China's consumption did not dramatically decline in 2002 from 2001 when
prices declined.
________________________

> LNG consumption is nowhere near crude oil consumption, hence it is
easy to
> affect the offer/demand in terms of speculative markets (ie futures)
with
> relatively little additional offerings. In other words, it is a
short-term,
> profit driven concern, not a long term, strategic concern.
______________________________

rr: Part and parcel of the depletionist theories is that NG cannot
replace petroleum as it too is at the point of depletion, this despite
the fact the NG reserves have hardly been touched. That Mexico imports
gas from the US while it flares off its gas from petroleum extraction
since Mexico has not appropriated the money to capture and process the
gas. Nigeria flares off its gas also, and for similar reasons.

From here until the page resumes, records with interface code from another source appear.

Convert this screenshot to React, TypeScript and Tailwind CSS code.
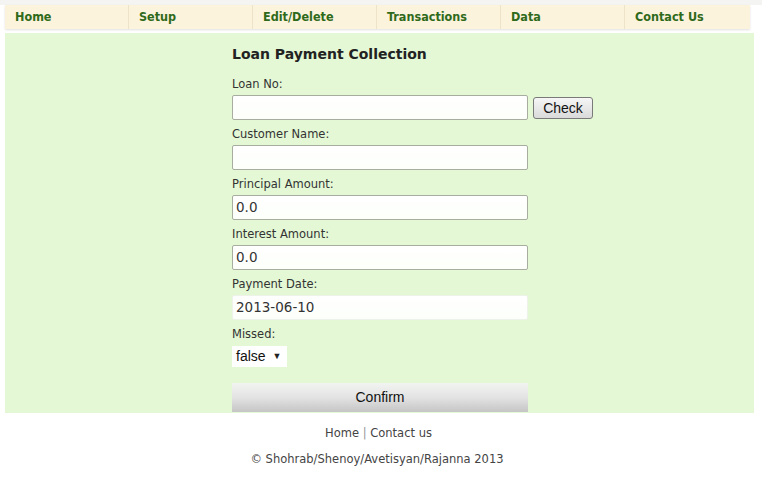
import React from "react";

const navItems = ["Home", "Setup", "Edit/Delete", "Transactions", "Data", "Contact Us"];

function Field({ label, value, extra, faint }: { label: string; value?: string; extra?: React.ReactNode; faint?: boolean }) {
  return (
    <div className="flex flex-col">
      <div className="h-[16px] leading-[16px] text-[11.5px] text-[#333]">{label}</div>
      <div className="mt-[3px] flex items-center gap-[5px]">
        <div
          className={`w-[296px] h-[25px] rounded-[2px] border bg-gradient-to-b from-white to-[#fcfffa] pl-[3px] flex items-center text-[13.5px] text-[#333] ${
            faint ? "border-[#eef3ea]" : "border-[#a7ae9f]"
          }`}
        >
          {value}
        </div>
        {extra}
      </div>
    </div>
  );
}

export default function App() {
  return (
    <div className="w-[762px] h-[480px] bg-white" style={{ fontFamily: '"DejaVu Sans", Verdana, sans-serif' }}>
      <div className="h-[5px] bg-[#f4f5f2]" />
      <div className="ml-[5px] w-[745px] h-[24px] bg-[#fcf3dd] flex shadow-[0_1px_2px_rgba(0,0,0,0.12)]">
        {navItems.map((n, i) => (
          <div
            key={n}
            className={`w-[124px] h-full flex items-center pl-[10px] text-[12.5px] font-bold text-[#2f6a1a] ${
              i < navItems.length - 1 ? "border-r border-[#ece3c8]" : ""
            }`}
            style={{ fontFamily: '"DejaVu Sans Condensed", "DejaVu Sans", sans-serif' }}
          >
            {n}
          </div>
        ))}
      </div>
      <div className="ml-[5px] mt-[4px] w-[749px] h-[380px] bg-[#e4f8d5] pl-[227px] pt-[11px]">
        <div className="text-[14px] font-bold text-[#222] leading-[20px]">Loan Payment Collection</div>
        <div className="mt-[12px] flex flex-col gap-[6px]">
          <Field
            label="Loan No:"
            extra={
              <button
                className="w-[60px] h-[22px] rounded-[3px] border border-[#7a7a7a] bg-gradient-to-b from-[#f6f6f6] to-[#dadada] text-[14px] text-[#111] leading-none"
                style={{ fontFamily: '"Liberation Sans", Arial, sans-serif' }}
              >
                Check
              </button>
            }
          />
          <Field label="Customer Name:" />
          <Field label="Principal Amount:" value="0.0" />
          <Field label="Interest Amount:" value="0.0" />
          <Field label="Payment Date:" value="2013-06-10" faint />
          <div className="flex flex-col">
            <div className="h-[16px] leading-[16px] text-[11.5px] text-[#333]">Missed:</div>
            <div
              className="mt-[4px] w-[55px] h-[21px] bg-white flex items-center pl-[4px] text-[14px] text-[#111]"
              style={{ fontFamily: '"Liberation Sans", Arial, sans-serif' }}
            >
              false
              <span className="ml-[7px] text-[9px] text-[#222]">▼</span>
            </div>
          </div>
        </div>
        <div
          className="mt-[16px] w-[296px] h-[29px] bg-gradient-to-b from-[#f2f4f2] via-[#e2e3e2] to-[#c4c5c4] flex items-center justify-center text-[14px] text-[#111]"
          style={{ fontFamily: '"Liberation Sans", Arial, sans-serif' }}
        >
          Confirm
        </div>
      </div>
      <div className="mt-[12px] text-center text-[11.5px] text-[#444] leading-[16px] pr-[5px]">
        Home <span className="text-[#999]">|</span> Contact us
      </div>
      <div className="mt-[10px] text-center text-[11.5px] text-[#444] leading-[16px] pr-[8px]">
        © Shohrab/Shenoy/Avetisyan/Rajanna 2013
      </div>
    </div>
  );
}
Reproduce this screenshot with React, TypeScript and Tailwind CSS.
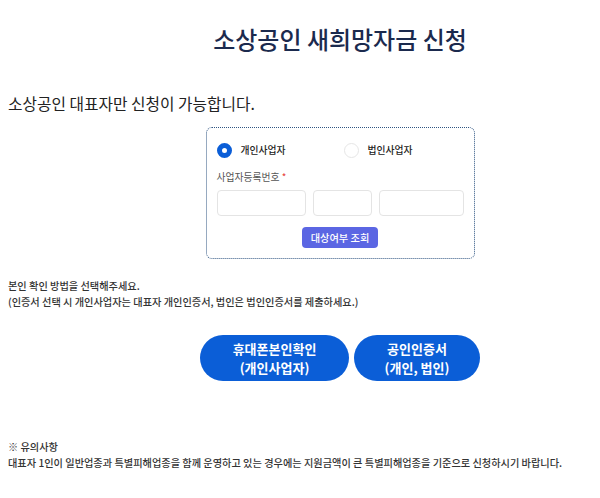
export default function App() {
  return (
    <div className="w-[600px] h-[498px] overflow-hidden bg-white font-['Noto_Sans_CJK_KR','Noto_Sans',sans-serif]">
      <div className="w-[680px] px-2">
        {/* 타이틀 */}
        <h1 className="mt-[24px] text-center text-[24px] leading-[29px] font-medium text-[#1b2a4e]">
          소상공인 새희망자금 신청
        </h1>

        <p className="mt-[41px] text-[15.75px] leading-[20px] text-[#222]">
          소상공인 대표자만 신청이 가능합니다.
        </p>

        {/* 사업자 조회 박스 */}
        <div className="mx-auto mt-[13px] w-[269px] h-[132px] rounded-md border border-dotted border-[#2f5582] px-[10px] pt-[15px]">
          <div className="flex items-center">
            <label className="flex w-[127px] items-center gap-[9px]">
              <span className="h-[15px] w-[15px] rounded-full border-[5px] border-[#0b5ed7] bg-white" />
              <span className="text-[9.8px] leading-[15px] font-medium text-[#222]">개인사업자</span>
            </label>
            <label className="flex items-center gap-[9px]">
              <span className="h-[15px] w-[15px] rounded-full border border-[#e6e6e6] bg-white" />
              <span className="text-[9.8px] leading-[15px] font-medium text-[#222]">법인사업자</span>
            </label>
          </div>

          <div className="mt-[11px] text-[9.8px] leading-[16px] text-[#555]">
            사업자등록번호 <span className="text-[#e53935]">*</span>
          </div>

          <div className="mt-[5px] flex gap-[7px]">
            <input className="h-[26px] w-[89px] rounded-sm border border-[#e4e4e4] bg-white outline-none" />
            <input className="h-[26px] w-[59px] rounded-sm border border-[#e4e4e4] bg-white outline-none" />
            <input className="h-[26px] w-[85px] rounded-sm border border-[#e4e4e4] bg-white outline-none" />
          </div>

          <div className="mt-[11px] flex justify-center">
            <button className="h-[21px] w-[76px] rounded-sm bg-[#5b66e3] text-[10.2px] font-medium text-white">
              대상여부 조회
            </button>
          </div>
        </div>

        {/* 본인 확인 안내 */}
        <div className="mt-[19px] text-[10.2px] leading-[16px] font-medium text-[#333]">
          <p>본인 확인 방법을 선택해주세요.</p>
          <p>(인증서 선택 시 개인사업자는 대표자 개인인증서, 법인은 법인인증서를 제출하세요.)</p>
        </div>

        <div className="mt-[25px] flex justify-center gap-[5px]">
          <button className="flex h-[46px] w-[149px] flex-col items-center justify-center rounded-full bg-[#0b5ed7] text-[13px] leading-[19px] font-semibold text-white">
            <span>휴대폰본인확인</span>
            <span>(개인사업자)</span>
          </button>
          <button className="flex h-[46px] w-[126px] flex-col items-center justify-center rounded-full bg-[#0b5ed7] text-[13px] leading-[19px] font-semibold text-white">
            <span>공인인증서</span>
            <span>(개인, 법인)</span>
          </button>
        </div>

        {/* 유의사항 */}
        <div className="mt-[58px] text-[10.2px] leading-[16px] font-medium text-[#333]">
          <p>※ 유의사항</p>
          <p>
            대표자 1인이 일반업종과 특별피해업종을 함께 운영하고 있는 경우에는 지원금액이 큰
            특별피해업종을 기준으로 신청하시기 바랍니다.
          </p>
        </div>
      </div>
    </div>
  );
}
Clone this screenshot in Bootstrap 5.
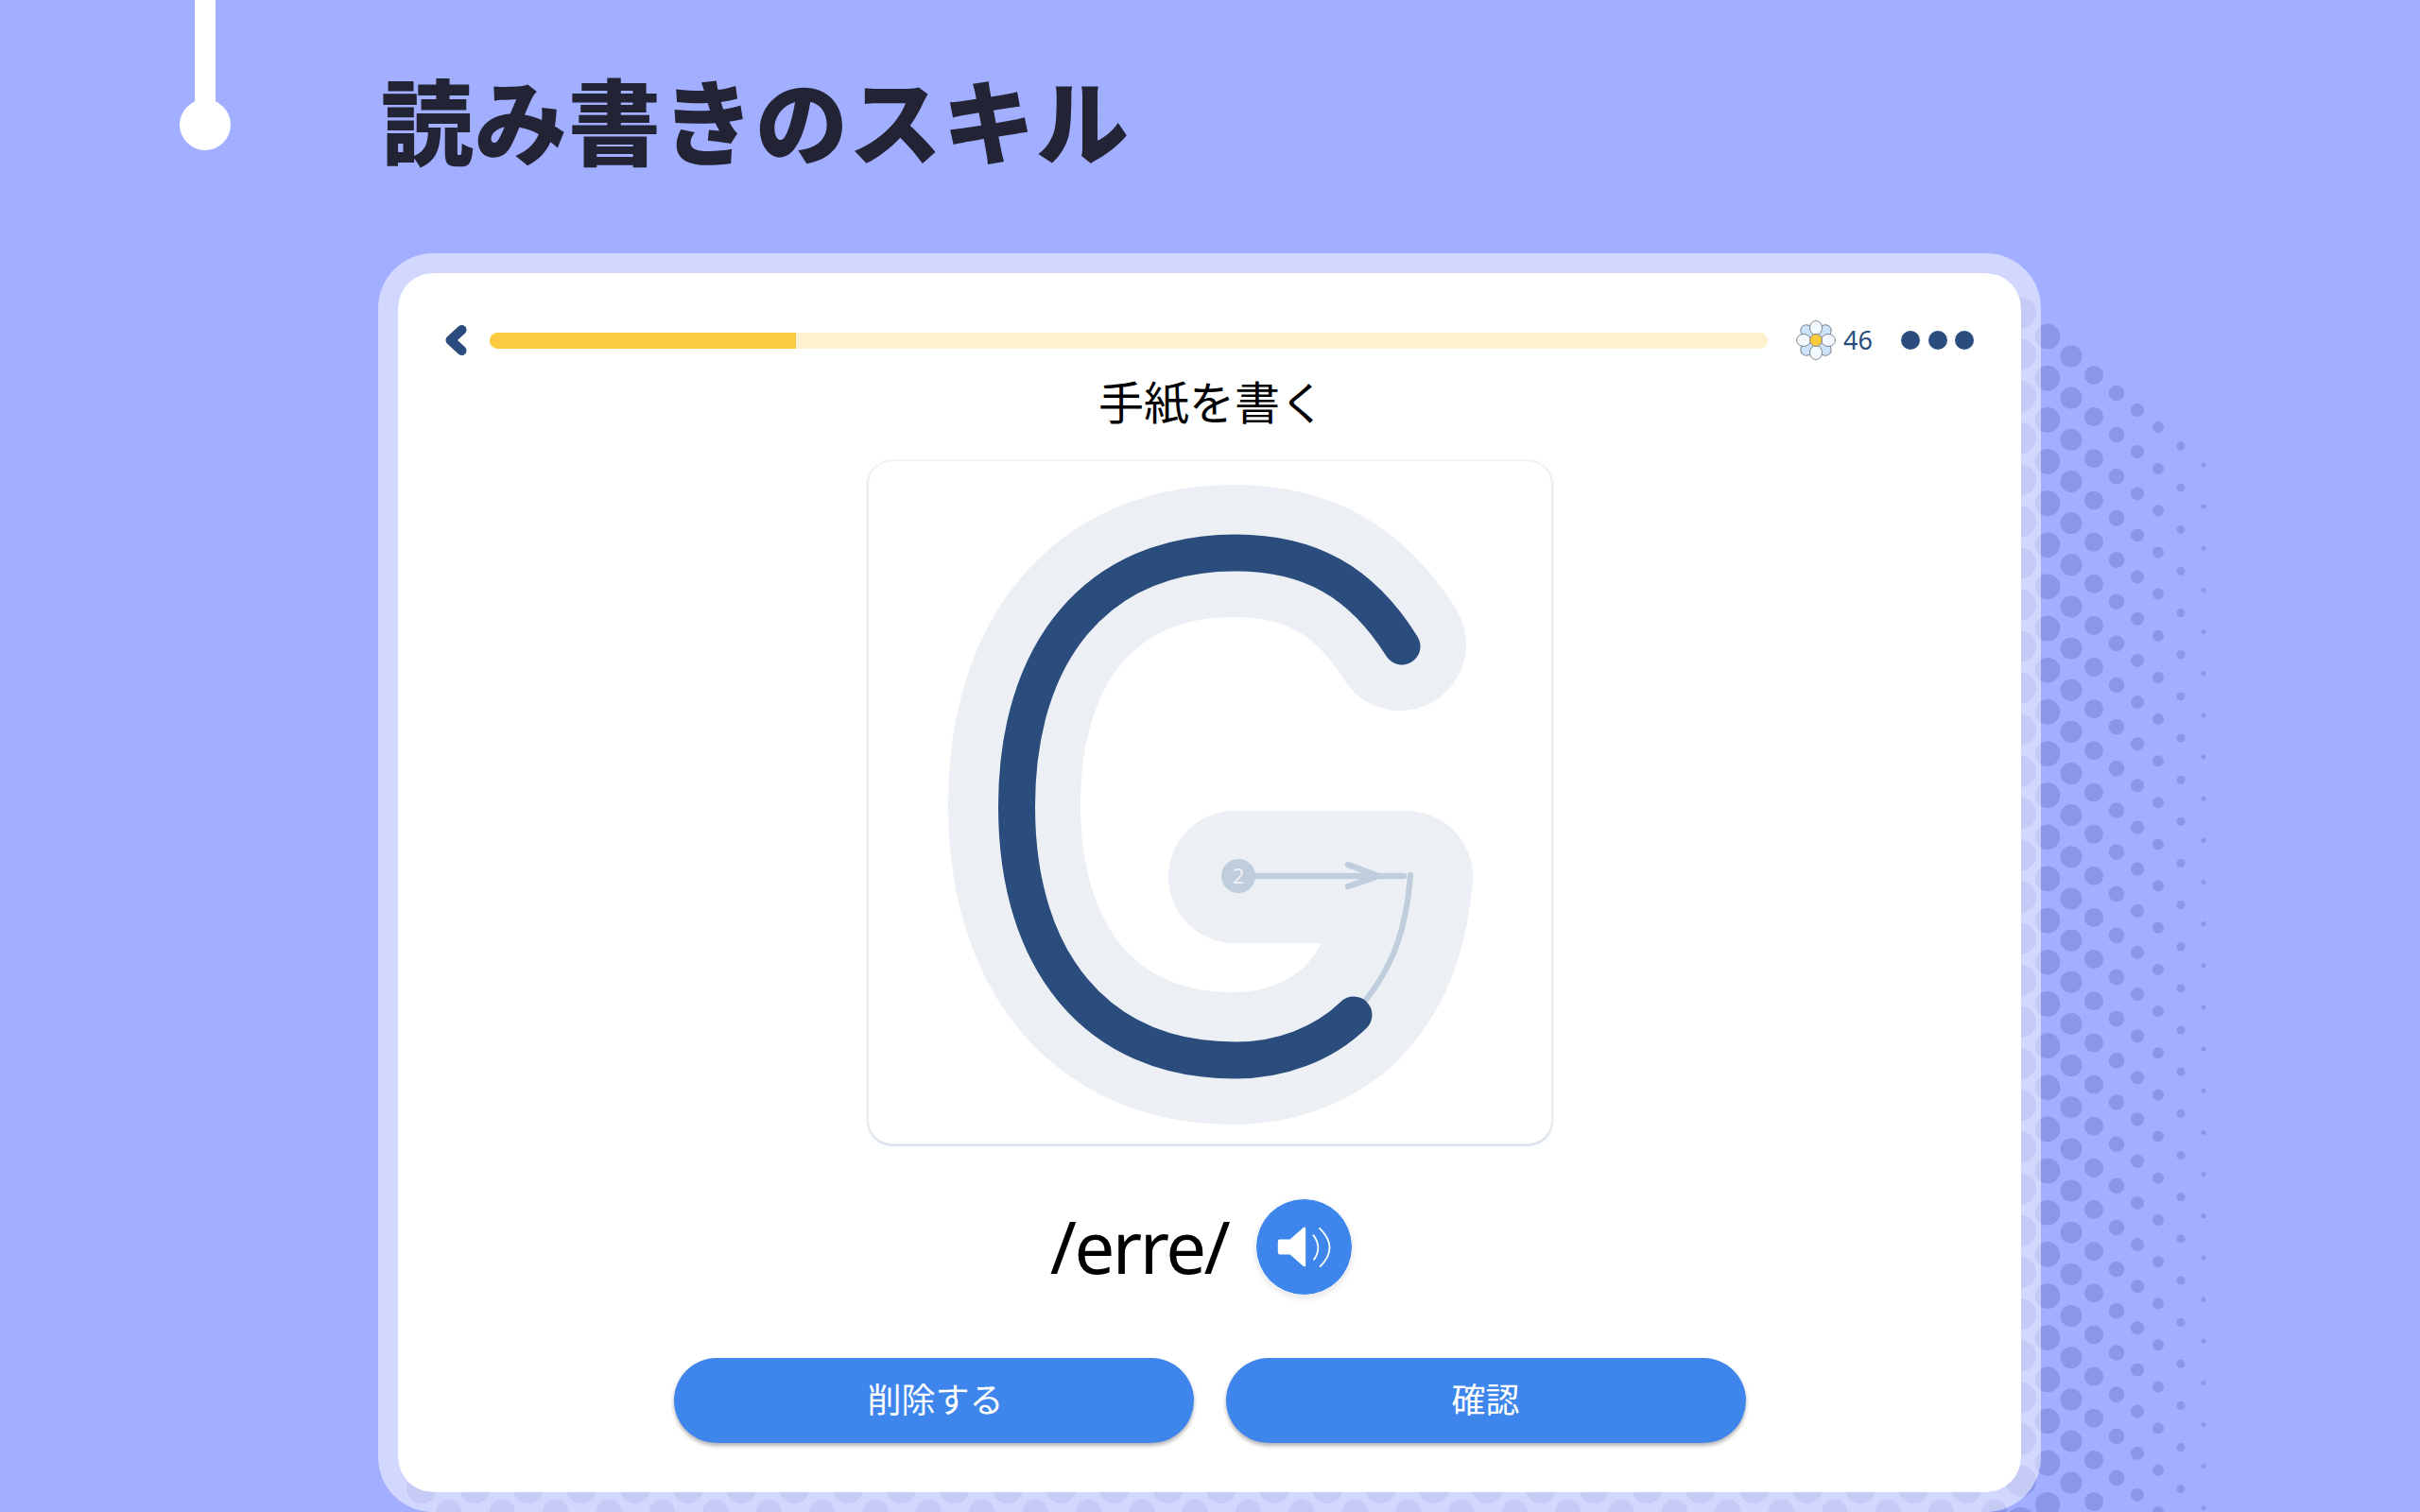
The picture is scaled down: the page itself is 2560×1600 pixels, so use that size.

Gas prices are at historic highs, >$6/kcf if I recall correctly, and
this spike began some years ago exactly after news supplies were brought
to market.

Short term profit concern? Exactly. And the peak oil theory is that
short-term profit concern masquerading as "long term strategy," and
"science."
_______________________
>
>
> Well, a cursory, superficial obidience of your Marxist Highness
Executive
> Order shows that accross the board, oil compaines have turned
themselves
> into energy companies, and are increasing their focus on making money
not by
> selling hydrocarbons, but selling energy (and plastics) regardless of
> source. In the last ten years, besides the huge amount of mergers and
> takeovers, these companies have divest from E&D and into R&D, mainly
into
> plastic recycling and "alternative" energy.
_________________________

rr: Good PR, bad science so to speak. Look at the numbers, look at the
facts. These companies have always been involved in plastics,
chemicals, and other sources of energy. Expenditures on acreage for
exploration soared in the 90s, and that wasn't acreage for wind farms.